“Love and Friendship”

Susan Granger’s review of “Love and Friendship” (Roadside Attractions/Amazon Studios)

When Jane Austen was very young, she scribbled the novella “Lady Susan,” an archly observant satire of 18th century epistolary novels in the form of letters from the hyper-articulate heroine.

It’s perfectly suited for writer/director Whit Stillman (“Damsels in Distress,” “Last Days of Disco,” “Metropolitan,” “Barcelona”), who has demonstrated a fondness for the witty banter that harks back to the Restoration comedy of manners.

So it’s not surprising that Stillman uses clever captions to introduce his large “Dramatis Personae,” characters from the landed English gentry.

The plot revolves around the devious manipulations of beautiful, recently widowed Lady Susan Vernon (vivacious Kate Beckinsale) who, admittedly, has “no money and no husband.”

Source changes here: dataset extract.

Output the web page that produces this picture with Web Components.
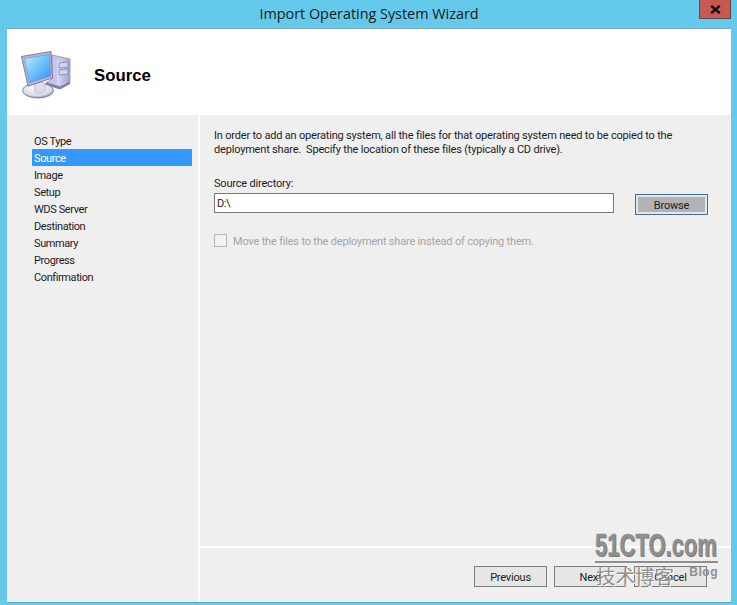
<!DOCTYPE html>
<html lang="en">
<head>
<meta charset="utf-8">
<title>Import Operating System Wizard</title>
<style>
  html, body { margin: 0; padding: 0; height: 100%; }
  body { background: #65c9eb; font-family: Roboto, "Liberation Sans", Arial, sans-serif; overflow: hidden; }
</style>
</head>
<body>
<wizard-window heading="Import Operating System Wizard">
  <wizard-header slot="header" heading="Source"></wizard-header>
  <wizard-nav slot="nav" items="OS Type,Source,Image,Setup,WDS Server,Destination,Summary,Progress,Confirmation" active="Source"></wizard-nav>
  <source-page slot="content"></source-page>
  <wizard-footer slot="footer"></wizard-footer>
</wizard-window>
<blog-watermark></blog-watermark>

<script>
// Native web components for the wizard dialog

class WizardWindow extends HTMLElement {
  constructor() {
    super();
    this.attachShadow({ mode: 'open' });
    this.shadowRoot.innerHTML = /*html*/`
      <style>
        :host {
          display: flex;
          flex-direction: column;
          width: 737px;
          height: 605px;
          box-sizing: border-box;
          padding: 0 6px 2px 7px;
          color: #000;
        }
        .titlebar {
          display: grid;
          grid-template-columns: 1fr auto 1fr;
          height: 28px;
          flex: none;
          border-bottom: 1px solid #7fa9b8;
        }
        .title {
          grid-column: 2;
          font: 14.4px/28px "Open Sans", "Liberation Sans", sans-serif;
          color: #1a1a1a;
          white-space: nowrap;
        }
        .close {
          grid-column: 3;
          justify-self: end;
          width: 30px;
          height: 18px;
          background: #c65a50;
          border: 1px solid #5a4a50;
          border-top: 0;
          display: flex;
          align-items: center;
          justify-content: center;
        }
        .body {
          flex: 1;
          display: flex;
          flex-direction: column;
          min-height: 0;
          border-bottom: 1px solid #4faecf;
        }
        .main {
          flex: 1;
          display: grid;
          grid-template-columns: 191px 1fr;
          grid-template-rows: 1fr 54px;
          gap: 0;
          min-height: 0;
          background: #fff;
        }
        .nav { grid-row: 1 / 3; background: #efefef; }
        .content { background: #efefef; margin-left: 2px; margin-bottom: 2px; }
        .footer { background: #efefef; margin-left: 2px; }
      </style>
      <div class="titlebar">
        <div class="title"></div>
        <div class="close">
          <svg width="11" height="9" viewBox="0 0 11 9"><path d="M1.2 .8 9.8 8.2M9.8 .8 1.2 8.2" stroke="#111" stroke-width="2.4" fill="none"/></svg>
        </div>
      </div>
      <div class="body">
        <slot name="header"></slot>
        <div class="main">
          <div class="nav"><slot name="nav"></slot></div>
          <div class="content"><slot name="content"></slot></div>
          <div class="footer"><slot name="footer"></slot></div>
        </div>
      </div>
    `;
    this.shadowRoot.querySelector('.title').textContent = this.getAttribute('heading');
  }
}

class WizardHeader extends HTMLElement {
  constructor() {
    super();
    this.attachShadow({ mode: 'open' });
    this.shadowRoot.innerHTML = /*html*/`
      <style>
        :host {
          display: flex;
          align-items: center;
          height: 86px;
          background: #fff;
          box-sizing: border-box;
          padding: 6px 0 0 12px;
        }
        svg { display: block; flex: none; }
        h1 {
          margin: 2px 0 0 23px;
          font: bold 16.8px "Liberation Sans", Arial, sans-serif;
          color: #000;
        }
      </style>
      <svg width="52" height="50" viewBox="0 0 52 50">
        <defs>
          <linearGradient id="scr" x1="0" y1="0" x2="1" y2="1">
            <stop offset="0" stop-color="#c4ecfd"/>
            <stop offset=".5" stop-color="#6cc2fb"/>
            <stop offset="1" stop-color="#3a8cf0"/>
          </linearGradient>
          <linearGradient id="tower" x1="0" y1="0" x2="1" y2="0">
            <stop offset="0" stop-color="#dcdcf6"/>
            <stop offset="1" stop-color="#9c9cd6"/>
          </linearGradient>
          <radialGradient id="base" cx=".45" cy=".35" r=".7">
            <stop offset="0" stop-color="#fff"/>
            <stop offset=".7" stop-color="#d9d9ea"/>
            <stop offset="1" stop-color="#77779f"/>
          </radialGradient>
        </defs>
        <!-- tower -->
        <path d="M33 5 51 9 51 32 41 38 27 33 33 29Z" fill="#c5c5ea" stroke="#7f7fb2" stroke-width=".7"/>
        <path d="M38 10 51 9 51 32 38 35Z" fill="url(#tower)"/>
        <path d="M40 13 49 12 49 17 40 18ZM40 20 49 19 49 24 40 25Z" fill="#d2d2f0" stroke="#6f6fa8" stroke-width=".6"/>
        <rect x="46.5" y="28" width="2.2" height="1.8" fill="#7fdc70"/>
        <path d="M27 32 41 36.5 51 31.5 51 34 41 39.5 27 35Z" fill="#7f7fb0"/>
        <!-- base -->
        <ellipse cx="19" cy="40.5" rx="15.5" ry="7.5" fill="url(#base)" stroke="#6f6f9c" stroke-width=".8"/>
        <path d="M15 31 26 33 26 40C24 44 18 44 16 42Z" fill="#dcdcec" stroke="#9a9ab8" stroke-width=".5"/>
        <!-- monitor -->
        <path d="M2.5 6.5 32 1.5 33.5 28 9 36Z" fill="#b9b9d6" stroke="#6f6f9c" stroke-width=".9"/>
        <path d="M5.5 8.5 30.5 4.5 31.5 26 10.5 32.5Z" fill="url(#scr)" stroke="#4f7fc4" stroke-width=".5"/>
      </svg>
      <h1></h1>
    `;
    this.shadowRoot.querySelector('h1').textContent = this.getAttribute('heading');
  }
}

class WizardNav extends HTMLElement {
  constructor() {
    super();
    this.attachShadow({ mode: 'open' });
    const active = this.getAttribute('active');
    const rows = this.getAttribute('items').split(',').map(item =>
      `<li class="${item === active ? 'active' : ''}">${item}</li>`).join('');
    this.shadowRoot.innerHTML = /*html*/`
      <style>
        :host { display: block; padding: 17px 6px 0 25px; }
        ul { list-style: none; margin: 0; padding: 0; }
        li {
          height: 17px;
          padding-left: 2px;
          font: 11px/19px Roboto, "Liberation Sans", Arial, sans-serif;
          letter-spacing: -.4px;
          color: #1c1c1c;
        }
        li.active { background: #3399ff; color: #fff; }
      </style>
      <ul>${rows}</ul>
    `;
  }
}

class SourcePage extends HTMLElement {
  constructor() {
    super();
    this.attachShadow({ mode: 'open' });
    this.shadowRoot.innerHTML = /*html*/`
      <style>
        :host {
          display: block;
          padding: 14px 22px 0 14px;
          font: 11px/14px Roboto, "Liberation Sans", Arial, sans-serif;
          letter-spacing: -.19px;
          color: #1c1c1c;
        }
        p { margin: 0 0 20px; width: 480px; }
        label { display: block; margin-bottom: 2px; }
        .row { display: flex; align-items: flex-start; gap: 21px; margin-bottom: 19px; }
        .input {
          width: 400px;
          height: 20px;
          box-sizing: border-box;
          background: #fff;
          border: 1px solid #7a7a7a;
          padding-left: 2px;
          font: 11px/19px Roboto, "Liberation Sans", Arial, sans-serif;
          letter-spacing: -.5px;
        }
        .row wizard-button { margin-top: 1px; }
        .check { display: flex; align-items: flex-start; gap: 6px; color: #a5a5a5; line-height: 15px; }
        .box {
          width: 13px;
          height: 13px;
          box-sizing: border-box;
          background: #f2f2f2;
          border: 1px solid #b5b5b5;
        }
      </style>
      <p>In order to add an operating system, all the files for that operating system need to be copied to the deployment share.&nbsp; Specify the location of these files (typically a CD drive).</p>
      <label>Source directory:</label>
      <div class="row">
        <div class="input">D:\\</div>
        <wizard-button focused>Browse</wizard-button>
      </div>
      <div class="check"><span class="box"></span><span>Move the files to the deployment share instead of copying them.</span></div>
    `;
  }
}

class WizardFooter extends HTMLElement {
  constructor() {
    super();
    this.attachShadow({ mode: 'open' });
    this.shadowRoot.innerHTML = /*html*/`
      <style>
        :host {
          display: flex;
          justify-content: flex-end;
          gap: 7px;
          padding: 18px 24px 0 0;
        }
      </style>
      <wizard-button>Previous</wizard-button>
      <wizard-button>Next</wizard-button>
      <wizard-button>Cancel</wizard-button>
    `;
  }
}

class WizardButton extends HTMLElement {
  constructor() {
    super();
    this.attachShadow({ mode: 'open' });
    this.shadowRoot.innerHTML = /*html*/`
      <style>
        :host {
          display: block;
          width: 73px;
          height: 21px;
          box-sizing: border-box;
          border: 1px solid #7d7d7d;
          background: #e6e6e6;
          text-align: center;
          font: 11px/22px Roboto, "Liberation Sans", Arial, sans-serif;
          letter-spacing: -.2px;
          color: #1c1c1c;
        }
        :host([focused]) {
          border: 1px solid #3f6f9c;
          background: #b3b3b3;
          box-shadow: inset 0 0 0 2px #e6e6e6;
        }
      </style>
      <slot></slot>
    `;
  }
}

class BlogWatermark extends HTMLElement {
  constructor() {
    super();
    this.attachShadow({ mode: 'open' });
    this.shadowRoot.innerHTML = /*html*/`
      <style>
        :host {
          position: absolute;
          left: 595px;
          top: 530px;
          width: 123px;
          color: #8f8f8f;
          pointer-events: none;
        }
        .brand {
          font: bold 31px/31px "Liberation Sans", Arial, sans-serif;
          white-space: nowrap;
          transform-origin: 0 0;
          transform: scaleX(.71);
          -webkit-text-stroke: .5px #8f8f8f;
          text-shadow: 1px 1px #6f6f6f;
        }
        .rule { height: 2px; background: #8f8f8f; }
        .sub { display: flex; justify-content: space-between; align-items: flex-start; margin-top: 1px; }
        .cn {
          font: 19.5px/24px "Noto Sans CJK SC", sans-serif;
          margin-left: 1px;
          text-shadow: 1px 1px #fff;
        }
        .en { font: bold 12px/14px "Liberation Sans", Arial, sans-serif; letter-spacing: .5px; margin-top: 1px; }
      </style>
      <div class="brand">51CTO.com</div>
      <div class="rule"></div>
      <div class="sub"><span class="cn">技术博客</span><span class="en">Blog</span></div>
    `;
  }
}

customElements.define('wizard-button', WizardButton);
customElements.define('wizard-window', WizardWindow);
customElements.define('wizard-header', WizardHeader);
customElements.define('wizard-nav', WizardNav);
customElements.define('source-page', SourcePage);
customElements.define('wizard-footer', WizardFooter);
customElements.define('blog-watermark', BlogWatermark);
</script>
</body>
</html>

But she does have a trusted confidante/conspirator, Alicia Johnson (Chloe Sevigny), an American exile married to an imperious aristocrat (Stephen Fry), who threatens to ship her back to the wilds of Connecticut if she sides with “the most accomplished flirt in all England.”

Arriving at Churchill, the lavish country estate of her late husband’s brother Charles Vernon (Justin Edwards) and his wary wife, Catherine (Emma Greenwell), scheming Lady Susan immediately beguiles Catherine’s wealthy younger brother, Reginald DeCourcey (Xavier Samuel, channeling a young Hugh Grant).

But before she can explore her own options, narcissistic Lady Susan must marry off her teenage daughter Frederica (Morfydd Clark), who spurns the proposal of obliging Sir James Martin (Tom Bennett) simply because he’s a blithering idiot or, as they put it, “a bit of a rattle.”

Diverse emotional entanglements abound, despite strict societal rules regarding acceptable behavior. One husband is deliciously dismissed as “too old to be governable, too young to die,” a hapless wife skewered with “If she were going to be jealous, she never should have married such a charming man.”

And so it goes until the surprisingly bawdy conclusion. Filming in Ireland, cinematographer Richard Van Oosterhout, production designer Anna Rackard and costumer Eimer Ni Mhaoldomhnaigh make the most of the exquisitely elegant settings.

On the Granger Movie Gauge of 1 to 10, “Love and Friendship” is a snappy, snarky 7, appealing primarily to women and indefatigable Austen fans.